As the buzz at and about Kolkata Literature Festival 2018 reached a crescendo, Anurag Mazumder from Calcutta Cacophony caught up with Esha Chatterjee, Co-Curator, and Head of Operations of the carnival, which is KLF. And of course, a delightful conversation followed, where Miss Chatterjee was adamant about not overestimating KLF and urgently pressed the need for KLF to better itself with every passing year.
Anurag: Five years down the line, how do you think KLF has evolved?
Esha: I would primarily say that the first and foremost thing is an experience. I was born into family inclined towards literature and no one had to force me to read, it came quite naturally to me. So, doing something like KLF is natural for me, but event management is something that gets better with experience. How to manage an event of this magnitude, assigning roles and deciding who will do which job, how to divide time and set sessions, looking after the comfort of the authors and moderators, to make contributors feel important and keep all of them happy, are some things we are continuously trying to get better at, thereby attempting to take another step forward. There are some things that would me take two hours to decide on at a point, but now there take me five to ten minutes. I think that is how we grow, every year.
Anurag: We know that with time, and experience, as you said, you have formed a huge behind-the-scenes team, who work tremendously hard and make KLF possible. But where is the foundation of it all? Who are they and how do they work?
Esha: See, I have always been blessed to have come across and met some very passionate people. Their passion might not be towards Literature, but the passion for what they do and how they do it. I have been continuously searching for people who are responsible, who will do a thing immediately when I ask them for it to be done. It is mostly team work,where we sit together, and review the earlier Literature Festivals and try to find out the shortcomings, problems in conducting the festival. Then we would qualitatively analyze sessions form an idea which ones to keep and which all types to discard or modify, and which new type of sessions we could incorporate. We try to learn from other festivals to see what else we can add to our festival. Like we did not have a video recording of the sessions last year. This year we have started backstage interviews with the authors, who make amazing panelists on stage, but individually as well, are amazing people, and through these interviews, we get to know them better.
Anurag: From new Authors like Debasish Irengbam to Dr. Shashi Tharoor, to Sanjib Chattopadhyay, we see a variety of authors, young and new take the stage. How do you think KLF becomes a good stage for everyone?
Esha: I would not call it a good stage. I would sound so arrogant calling it a good stage especially in presence of so many well-known Literature Festivals in India. However, I will call it a platform for authors old and new, where they can interact with and be in presence of their readers. I do not know which reader comes for which author, and millions of readers come to the Book Fair, so I try to stage a variety of authors for all kinds of readers who come in. And also, in future, I do not want a famous writer to come and say to me, “Hey, you didn’t call me when I was not famous!”
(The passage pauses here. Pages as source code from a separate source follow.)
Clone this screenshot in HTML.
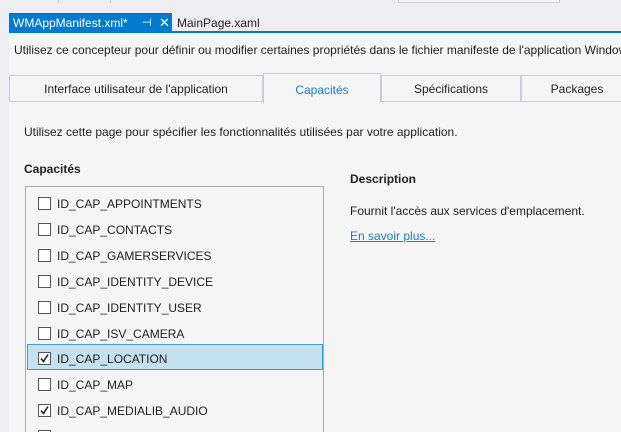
<!DOCTYPE html>
<html><head><meta charset="utf-8"><style>
html,body{margin:0;width:621px;height:432px;overflow:hidden}
body{background:#eeeef2;font-family:"Liberation Sans",sans-serif;font-size:12px;color:#1e1e1e;position:relative}
.a{position:absolute}
.cb{position:absolute;left:38px;width:11px;height:11px;border:1px solid #555;background:#fff}
.it{position:absolute;left:57px}
.tab{position:absolute;top:75px;height:25px;border:1px solid #ccccd4;border-bottom:none;background:#f5f5f5;text-align:center;line-height:27px;color:#1e1e1e}
</style></head><body>
<div class="a" style="left:58px;top:0;width:1px;height:3px;background:#ccc"></div>
<div class="a" style="left:110px;top:0;width:1px;height:3px;background:#ccc"></div>
<div class="a" style="left:398px;top:0;width:160px;height:2px;border:1px solid #ccc;border-top:none;background:#f5f5f5"></div>
<div class="a" style="left:9px;top:13px;width:163px;height:19px;background:#007acc;color:#fff;line-height:20px">
<span style="position:absolute;left:4px">WMAppManifest.xml*</span>
<span style="position:absolute;left:133px;font-size:11px">⊣</span>
<span style="position:absolute;left:150px;font-size:13px">✕</span></div>
<div class="a" style="left:177px;top:13px;line-height:20px">MainPage.xaml</div>
<div class="a" style="left:9px;top:31px;width:612px;height:2px;background:#007acc"></div>
<div class="a" style="left:9px;top:33px;width:612px;height:399px;background:#f5f5f5"></div>
<div class="a" style="left:14px;top:43px;white-space:nowrap">Utilisez ce concepteur pour définir ou modifier certaines propriétés dans le fichier manifeste de l'application Windows</div>
<div class="tab" style="left:9px;width:252px">Interface utilisateur de l'application</div>
<div class="tab" style="left:263px;top:73px;height:29px;width:116px;background:#f5f5f5;color:#1a7bc6;line-height:33px">Capacités</div>
<div class="tab" style="left:381px;width:138px">Spécifications</div>
<div class="tab" style="left:521px;width:110px">Packages</div>
<div class="a" style="left:9px;top:101px;width:254px;height:1px;background:#ccccd4"></div>
<div class="a" style="left:380px;top:101px;width:241px;height:1px;background:#ccccd4"></div>
<div class="a" style="left:24px;top:125px">Utilisez cette page pour spécifier les fonctionnalités utilisées par votre application.</div>
<div class="a" style="left:24px;top:162px;font-weight:bold">Capacités</div>
<div class="a" style="left:350px;top:172px;font-weight:bold">Description</div>
<div class="a" style="left:350px;top:204px">Fournit l'accès aux services d'emplacement.</div>
<div class="a" style="left:350px;top:229px;color:#1a7bc6;text-decoration:underline">En savoir plus...</div>
<div class="a" style="left:25px;top:186px;width:297px;height:250px;border:1px solid #a8a8b0;background:#f5f5f5"></div>
<div class="a" style="left:27px;top:344px;width:294px;height:24px;background:#c5e0ee;border:1px solid #3c9fdc"></div>
<div class="cb" style="top:197px"></div><div class="it" style="top:197px">ID_CAP_APPOINTMENTS</div>
<div class="cb" style="top:223px"></div><div class="it" style="top:223px">ID_CAP_CONTACTS</div>
<div class="cb" style="top:249px"></div><div class="it" style="top:249px">ID_CAP_GAMERSERVICES</div>
<div class="cb" style="top:275px"></div><div class="it" style="top:275px">ID_CAP_IDENTITY_DEVICE</div>
<div class="cb" style="top:301px"></div><div class="it" style="top:301px">ID_CAP_IDENTITY_USER</div>
<div class="cb" style="top:327px"></div><div class="it" style="top:327px">ID_CAP_ISV_CAMERA</div>
<div class="cb" style="top:352px"><svg width="11" height="11" style="position:absolute;left:0;top:0"><path d="M2 5.5L4.5 8.5L9 1.5" stroke="#222" stroke-width="1.6" fill="none"/></svg></div><div class="it" style="top:352px">ID_CAP_LOCATION</div>
<div class="cb" style="top:378px"></div><div class="it" style="top:378px">ID_CAP_MAP</div>
<div class="cb" style="top:404px"><svg width="11" height="11" style="position:absolute;left:0;top:0"><path d="M2 5.5L4.5 8.5L9 1.5" stroke="#222" stroke-width="1.6" fill="none"/></svg></div><div class="it" style="top:404px">ID_CAP_MEDIALIB_AUDIO</div>
<div class="cb" style="top:430px"></div>
</body></html>
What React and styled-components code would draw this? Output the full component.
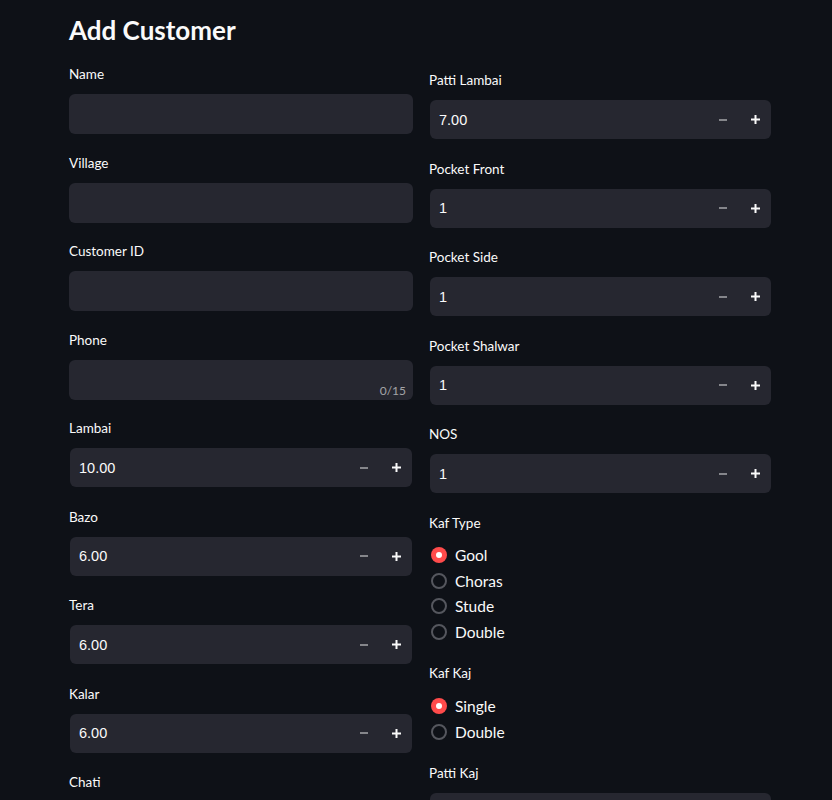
import React from 'react';
import styled, { createGlobalStyle } from 'styled-components';

const GlobalStyle = createGlobalStyle`
  html, body {
    margin: 0;
    padding: 0;
    background-color: #0e1117;
    height: 800px;
    overflow: hidden;
  }
  body {
    font-family: Lato, 'Noto Sans', sans-serif;
    color: #fafafa;
  }
`;

const Page = styled.div`
  padding: 0 60px 0 69px;
  width: 703px;
`;

const Title = styled.h1`
  margin: 0;
  padding: 13px 0 0;
  height: 62px;
  box-sizing: border-box;
  font-family: Lato, 'Noto Sans', sans-serif;
  font-size: 26px;
  font-weight: 700;
  line-height: 34px;
  color: #fafafa;
`;

const Columns = styled.div`
  display: grid;
  grid-template-columns: 344px 343px;
  column-gap: 16px;
`;

const Column = styled.div`
  display: flex;
  flex-direction: column;
  gap: 16.5px;
  padding-top: ${props => props.offset || 0}px;
`;

const Field = styled.div`
  display: flex;
  flex-direction: column;
`;

const Label = styled.label`
  font-size: 13.5px;
  line-height: 24px;
  height: 24px;
  margin-bottom: 8px;
  color: #fafafa;
`;

const TextBox = styled.div`
  position: relative;
  height: 40px;
  background-color: #262730;
  border-radius: 6px;
`;

const Counter = styled.span`
  position: absolute;
  right: 7px;
  bottom: 2px;
  font-size: 12px;
  color: rgba(250, 250, 250, 0.6);
`;

const NumberBox = styled.div`
  display: flex;
  align-items: center;
  height: 39px;
  margin: 0 1px 1px;
  background-color: #262730;
  border-radius: 6px;
`;

const Value = styled.span`
  flex: 1;
  padding-left: 9px;
  font-family: 'Liberation Sans', Arial, sans-serif;
  font-size: 14.5px;
  color: #fafafa;
`;

const Step = styled.button`
  width: 32px;
  height: 100%;
  padding: 0;
  border: none;
  background: transparent;
  display: flex;
  align-items: center;
  justify-content: center;
`;

const RadioList = styled.div`
  display: flex;
  flex-direction: column;
`;

const RadioRow = styled.div`
  display: flex;
  align-items: center;
  height: 25.6px;
  gap: 8px;
  font-size: 15.5px;
  color: #fafafa;
`;

const Dot = styled.span`
  width: 16px;
  height: 16px;
  box-sizing: border-box;
  border-radius: 50%;
  margin-left: 2px;
  display: flex;
  align-items: center;
  justify-content: center;
  background-color: ${props => (props.checked ? '#ff4b4b' : 'transparent')};
  border: ${props => (props.checked ? 'none' : '2px solid #55575e')};
  &::after {
    content: '';
    display: ${props => (props.checked ? 'block' : 'none')};
    width: 6px;
    height: 6px;
    border-radius: 50%;
    background-color: #fff;
  }
`;

const Minus = () => (
  <svg width="8" height="8" viewBox="0 0 8 8">
    <rect x="0" y="3" width="8" height="2" fill="rgba(250,250,250,0.45)" />
  </svg>
);

const Plus = () => (
  <svg width="9" height="9" viewBox="0 0 9 9">
    <rect x="0" y="3.5" width="9" height="2" fill="#fafafa" />
    <rect x="3.5" y="0" width="2" height="9" fill="#fafafa" />
  </svg>
);

const TextInput = ({ label, counter }) => (
  <Field>
    <Label>{label}</Label>
    <TextBox>{counter && <Counter>{counter}</Counter>}</TextBox>
  </Field>
);

const NumberInput = ({ label, value }) => (
  <Field>
    <Label>{label}</Label>
    <NumberBox>
      <Value>{value}</Value>
      <Step><Minus /></Step>
      <Step><Plus /></Step>
    </NumberBox>
  </Field>
);

const Radio = ({ label, options, selected }) => (
  <Field>
    <Label>{label}</Label>
    <RadioList>
      {options.map(opt => (
        <RadioRow key={opt}>
          <Dot checked={opt === selected} />
          {opt}
        </RadioRow>
      ))}
    </RadioList>
  </Field>
);

const App = () => {
  return (
    <Page>
      <GlobalStyle />
      <Title>Add Customer</Title>
      <Columns>
        <Column>
          <TextInput label="Name" />
          <TextInput label="Village" />
          <TextInput label="Customer ID" />
          <TextInput label="Phone" counter="0/15" />
          <NumberInput label="Lambai" value="10.00" />
          <NumberInput label="Bazo" value="6.00" />
          <NumberInput label="Tera" value="6.00" />
          <NumberInput label="Kalar" value="6.00" />
          <NumberInput label="Chati" value="6.00" />
        </Column>
        <Column offset={6}>
          <NumberInput label="Patti Lambai" value="7.00" />
          <NumberInput label="Pocket Front" value="1" />
          <NumberInput label="Pocket Side" value="1" />
          <NumberInput label="Pocket Shalwar" value="1" />
          <NumberInput label="NOS" value="1" />
          <Radio label="Kaf Type" options={['Gool', 'Choras', 'Stude', 'Double']} selected="Gool" />
          <Radio label="Kaf Kaj" options={['Single', 'Double']} selected="Single" />
          <NumberInput label="Patti Kaj" value="1" />
        </Column>
      </Columns>
    </Page>
  );
};

export default App;
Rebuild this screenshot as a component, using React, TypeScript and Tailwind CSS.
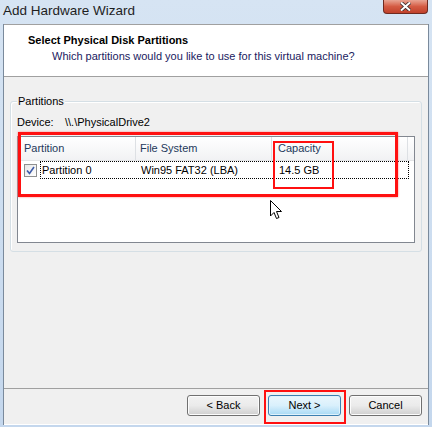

Anurag: Do you think at this point, KLF is competing with other Literature Festivals, akin to Jaipur?
Esha: No. Absolutely no. It comes from knowledge. I am not ignorant that I would say that it is worth as a competitor. Jaipur paved the way for the other festivals to come into existence. Then Hyderabad, Bangalore, Kerala Literature Festivals are almost nine-ten years old. But I am sure, if we can persist, and continue doing what we are doing, in ten to fifteen years we could be right there on the map.
Anurag: Five years later, where do you see KLF?
Esha: I want a day to come when people will solely visit for KLF. I really want a day to come when people will know the International Kolkata Book Fair through Kolkata Literature Festival. But again, continuing KLF at the same venue, inside the Book Fair, in the same format is challenging. But, no other festival does what we do, conduct it in a Book Fair. I want it to be a blend of academics and entertainment, yes, and do the sessions at different venues inside the Book Fair, but that will happen with more manpower, time and experience.
Anurag: What is a typical KLF day for you?
Esha: You know, you can achieve a lot when you give up on food and sleep. I am not a big fan of sleep, to me, it is a necessity, not a luxury. It is a luxury when I am over-stressed. Here at KLF, I am looking at the lights, the sounds, the backdrop, whether the authors have left their hotels, whether they have left for the airport, whether they have arrived, if the Author’s Lounge is ready, I am concerned about the comfort of the people working with us, I am concerned about the quality of the food, I am concerned about the one’s serving the food, if they have eaten, concerned about the comfort of the bouncers, I look into if the videos are being done, the recordings are done. I also have three book stalls at the Book Fair which I am managing. I have to follow up on the stocks, if they have arrived, from where they have arrived. It is a lot of work if you see it from this perspective.
Anurag: But you do enjoy it?
Esha: Of course, that is the reason why I do this every year. If one didn’t enjoy doing this, then why would they do this? This is complete madness! Every year it is so stressful, I am confused if I will be doing it next year. But you know, when the authors send a simple text with a thank you saying that they liked the organization and the event, and come back next year, you realize that it is worth it. I guess it is okay to give it another chance and see what we can do next year.